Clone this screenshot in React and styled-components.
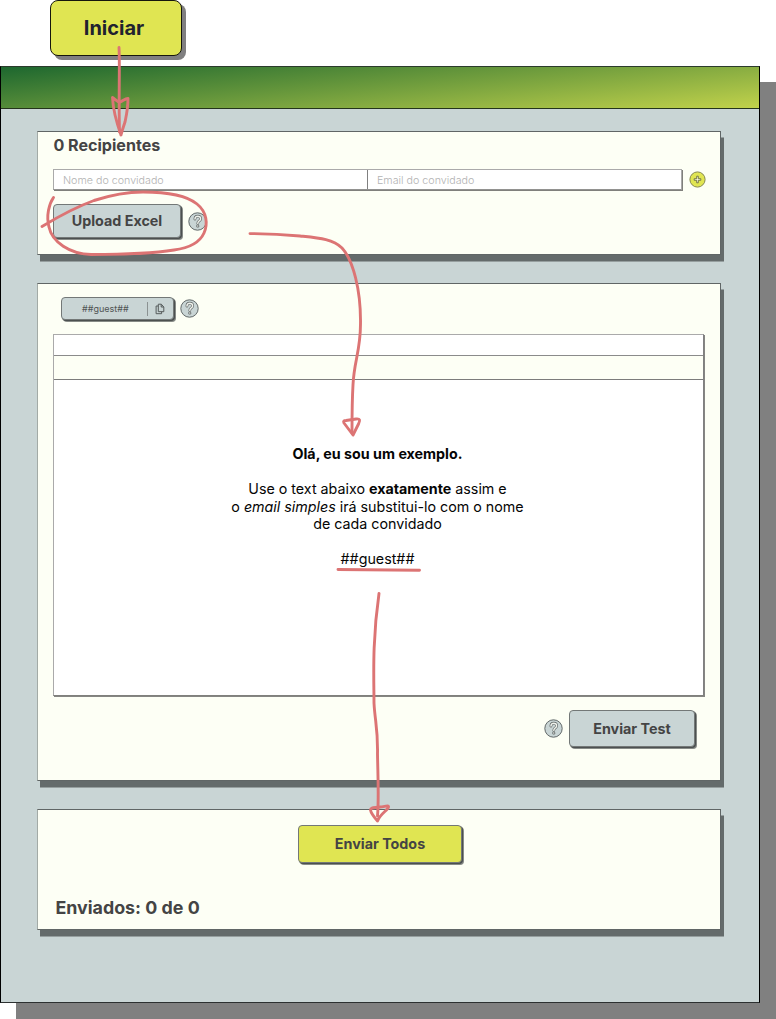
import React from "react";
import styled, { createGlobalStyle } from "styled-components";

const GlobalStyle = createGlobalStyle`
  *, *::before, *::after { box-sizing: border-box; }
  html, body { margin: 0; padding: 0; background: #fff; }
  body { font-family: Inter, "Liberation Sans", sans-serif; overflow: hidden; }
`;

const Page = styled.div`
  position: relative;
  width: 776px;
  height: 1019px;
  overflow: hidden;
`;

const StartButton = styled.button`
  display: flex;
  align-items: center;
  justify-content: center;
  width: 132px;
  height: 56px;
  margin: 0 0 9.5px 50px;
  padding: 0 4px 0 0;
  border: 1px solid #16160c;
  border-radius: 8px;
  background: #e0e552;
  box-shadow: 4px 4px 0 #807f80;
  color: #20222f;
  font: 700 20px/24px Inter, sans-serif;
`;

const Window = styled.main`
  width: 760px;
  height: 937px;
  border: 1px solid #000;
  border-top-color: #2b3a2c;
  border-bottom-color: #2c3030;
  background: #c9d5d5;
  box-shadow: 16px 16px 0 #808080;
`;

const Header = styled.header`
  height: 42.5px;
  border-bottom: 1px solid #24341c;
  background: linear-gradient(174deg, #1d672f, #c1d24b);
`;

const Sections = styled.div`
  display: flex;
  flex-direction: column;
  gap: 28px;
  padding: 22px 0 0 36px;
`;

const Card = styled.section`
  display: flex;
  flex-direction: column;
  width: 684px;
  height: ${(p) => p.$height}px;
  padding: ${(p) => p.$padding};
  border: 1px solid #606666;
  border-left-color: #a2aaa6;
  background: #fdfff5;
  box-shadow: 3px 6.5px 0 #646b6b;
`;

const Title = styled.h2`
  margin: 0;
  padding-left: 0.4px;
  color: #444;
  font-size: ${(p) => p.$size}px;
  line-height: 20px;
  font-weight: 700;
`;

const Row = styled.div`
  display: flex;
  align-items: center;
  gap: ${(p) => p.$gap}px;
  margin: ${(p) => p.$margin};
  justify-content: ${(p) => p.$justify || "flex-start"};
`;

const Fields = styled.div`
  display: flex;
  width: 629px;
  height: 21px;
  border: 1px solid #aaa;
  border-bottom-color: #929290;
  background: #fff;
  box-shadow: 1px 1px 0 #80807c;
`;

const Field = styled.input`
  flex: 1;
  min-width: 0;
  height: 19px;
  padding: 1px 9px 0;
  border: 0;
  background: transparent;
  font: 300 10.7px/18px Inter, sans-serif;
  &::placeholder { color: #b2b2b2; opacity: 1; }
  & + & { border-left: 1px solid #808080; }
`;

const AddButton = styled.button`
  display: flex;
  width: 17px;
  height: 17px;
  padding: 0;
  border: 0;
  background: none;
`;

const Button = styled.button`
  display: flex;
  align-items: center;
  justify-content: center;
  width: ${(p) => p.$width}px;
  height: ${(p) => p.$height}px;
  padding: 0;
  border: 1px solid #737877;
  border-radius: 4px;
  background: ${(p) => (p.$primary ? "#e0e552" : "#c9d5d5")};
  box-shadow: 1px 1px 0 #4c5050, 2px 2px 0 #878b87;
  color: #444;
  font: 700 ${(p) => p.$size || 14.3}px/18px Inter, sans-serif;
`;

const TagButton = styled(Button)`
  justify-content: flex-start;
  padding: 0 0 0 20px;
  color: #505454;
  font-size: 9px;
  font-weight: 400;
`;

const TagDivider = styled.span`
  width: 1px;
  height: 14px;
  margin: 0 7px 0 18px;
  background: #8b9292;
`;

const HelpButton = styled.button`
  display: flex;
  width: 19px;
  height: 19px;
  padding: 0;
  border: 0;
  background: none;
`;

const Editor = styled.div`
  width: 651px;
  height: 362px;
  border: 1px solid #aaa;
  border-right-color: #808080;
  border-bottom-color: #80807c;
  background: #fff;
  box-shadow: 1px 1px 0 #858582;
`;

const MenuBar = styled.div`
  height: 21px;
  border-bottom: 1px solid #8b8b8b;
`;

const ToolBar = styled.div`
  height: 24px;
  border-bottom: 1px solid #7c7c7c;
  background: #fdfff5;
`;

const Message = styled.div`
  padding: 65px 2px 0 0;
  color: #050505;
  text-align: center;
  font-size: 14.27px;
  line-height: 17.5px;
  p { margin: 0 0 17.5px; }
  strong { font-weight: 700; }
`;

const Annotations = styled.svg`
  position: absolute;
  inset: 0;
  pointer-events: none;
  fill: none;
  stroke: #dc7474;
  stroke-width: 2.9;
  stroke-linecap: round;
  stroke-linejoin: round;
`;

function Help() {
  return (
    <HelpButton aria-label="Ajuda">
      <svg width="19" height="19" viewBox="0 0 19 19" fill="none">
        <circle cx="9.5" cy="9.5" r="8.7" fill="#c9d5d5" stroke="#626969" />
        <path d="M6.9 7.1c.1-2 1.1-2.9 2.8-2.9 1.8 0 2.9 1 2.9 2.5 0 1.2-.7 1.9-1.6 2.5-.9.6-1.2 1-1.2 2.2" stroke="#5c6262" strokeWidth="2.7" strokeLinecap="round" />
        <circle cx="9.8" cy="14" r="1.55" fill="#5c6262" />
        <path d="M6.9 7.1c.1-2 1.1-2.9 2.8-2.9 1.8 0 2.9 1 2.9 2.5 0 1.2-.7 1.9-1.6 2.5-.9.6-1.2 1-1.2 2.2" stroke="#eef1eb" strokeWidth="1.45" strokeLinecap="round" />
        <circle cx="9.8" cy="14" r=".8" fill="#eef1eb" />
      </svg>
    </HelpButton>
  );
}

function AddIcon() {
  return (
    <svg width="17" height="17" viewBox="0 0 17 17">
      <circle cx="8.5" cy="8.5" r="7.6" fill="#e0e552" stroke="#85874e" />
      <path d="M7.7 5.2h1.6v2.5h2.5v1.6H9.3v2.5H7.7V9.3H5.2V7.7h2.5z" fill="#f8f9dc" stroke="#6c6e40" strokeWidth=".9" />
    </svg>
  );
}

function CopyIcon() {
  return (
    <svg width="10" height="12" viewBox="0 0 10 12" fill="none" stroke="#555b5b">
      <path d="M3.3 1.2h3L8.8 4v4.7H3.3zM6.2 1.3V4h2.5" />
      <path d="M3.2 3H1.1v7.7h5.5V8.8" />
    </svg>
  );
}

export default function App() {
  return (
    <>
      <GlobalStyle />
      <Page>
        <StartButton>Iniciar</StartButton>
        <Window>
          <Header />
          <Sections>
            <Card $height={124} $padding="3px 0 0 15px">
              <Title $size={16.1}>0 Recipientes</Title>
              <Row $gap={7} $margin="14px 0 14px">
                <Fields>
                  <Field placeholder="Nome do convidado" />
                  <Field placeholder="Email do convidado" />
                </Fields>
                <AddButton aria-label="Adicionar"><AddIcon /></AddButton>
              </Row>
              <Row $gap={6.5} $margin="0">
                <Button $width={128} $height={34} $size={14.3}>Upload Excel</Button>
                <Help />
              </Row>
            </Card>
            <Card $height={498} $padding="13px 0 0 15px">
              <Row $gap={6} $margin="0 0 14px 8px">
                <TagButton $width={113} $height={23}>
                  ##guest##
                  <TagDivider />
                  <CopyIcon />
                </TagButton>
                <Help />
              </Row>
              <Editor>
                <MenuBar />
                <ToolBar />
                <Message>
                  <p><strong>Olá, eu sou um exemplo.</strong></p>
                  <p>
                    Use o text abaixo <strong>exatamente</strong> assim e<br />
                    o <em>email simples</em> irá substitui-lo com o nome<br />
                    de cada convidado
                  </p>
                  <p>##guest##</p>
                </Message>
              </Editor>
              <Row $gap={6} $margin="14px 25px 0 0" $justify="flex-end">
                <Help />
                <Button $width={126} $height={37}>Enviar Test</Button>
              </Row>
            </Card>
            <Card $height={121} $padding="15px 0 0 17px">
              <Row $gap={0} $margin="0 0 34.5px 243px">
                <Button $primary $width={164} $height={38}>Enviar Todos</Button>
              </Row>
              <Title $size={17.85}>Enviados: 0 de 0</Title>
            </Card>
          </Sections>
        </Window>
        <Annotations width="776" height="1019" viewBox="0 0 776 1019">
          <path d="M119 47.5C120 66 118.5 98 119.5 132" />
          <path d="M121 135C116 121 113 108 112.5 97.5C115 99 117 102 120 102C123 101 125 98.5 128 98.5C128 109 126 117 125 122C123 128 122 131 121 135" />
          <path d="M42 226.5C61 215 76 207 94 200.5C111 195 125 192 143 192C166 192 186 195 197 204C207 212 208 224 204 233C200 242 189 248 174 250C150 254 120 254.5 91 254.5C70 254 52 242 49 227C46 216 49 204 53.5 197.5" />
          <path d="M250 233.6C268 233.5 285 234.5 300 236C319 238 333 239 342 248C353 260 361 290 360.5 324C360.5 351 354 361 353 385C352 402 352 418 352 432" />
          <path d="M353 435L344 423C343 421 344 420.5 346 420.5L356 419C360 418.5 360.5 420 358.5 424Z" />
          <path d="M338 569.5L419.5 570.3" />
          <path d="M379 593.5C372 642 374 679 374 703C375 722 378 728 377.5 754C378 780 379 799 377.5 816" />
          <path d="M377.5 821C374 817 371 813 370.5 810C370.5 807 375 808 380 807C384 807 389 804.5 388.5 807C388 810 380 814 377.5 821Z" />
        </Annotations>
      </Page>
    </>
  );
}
━━━━━━━━━━━━━━━━━━━━━━━━━━━━━━
Pick out lines containing the word "components", each one as written.

● **COMPLETED TASK**
Clone this screenshot in React and styled-components.
import styled, { createGlobalStyle } from "styled-components";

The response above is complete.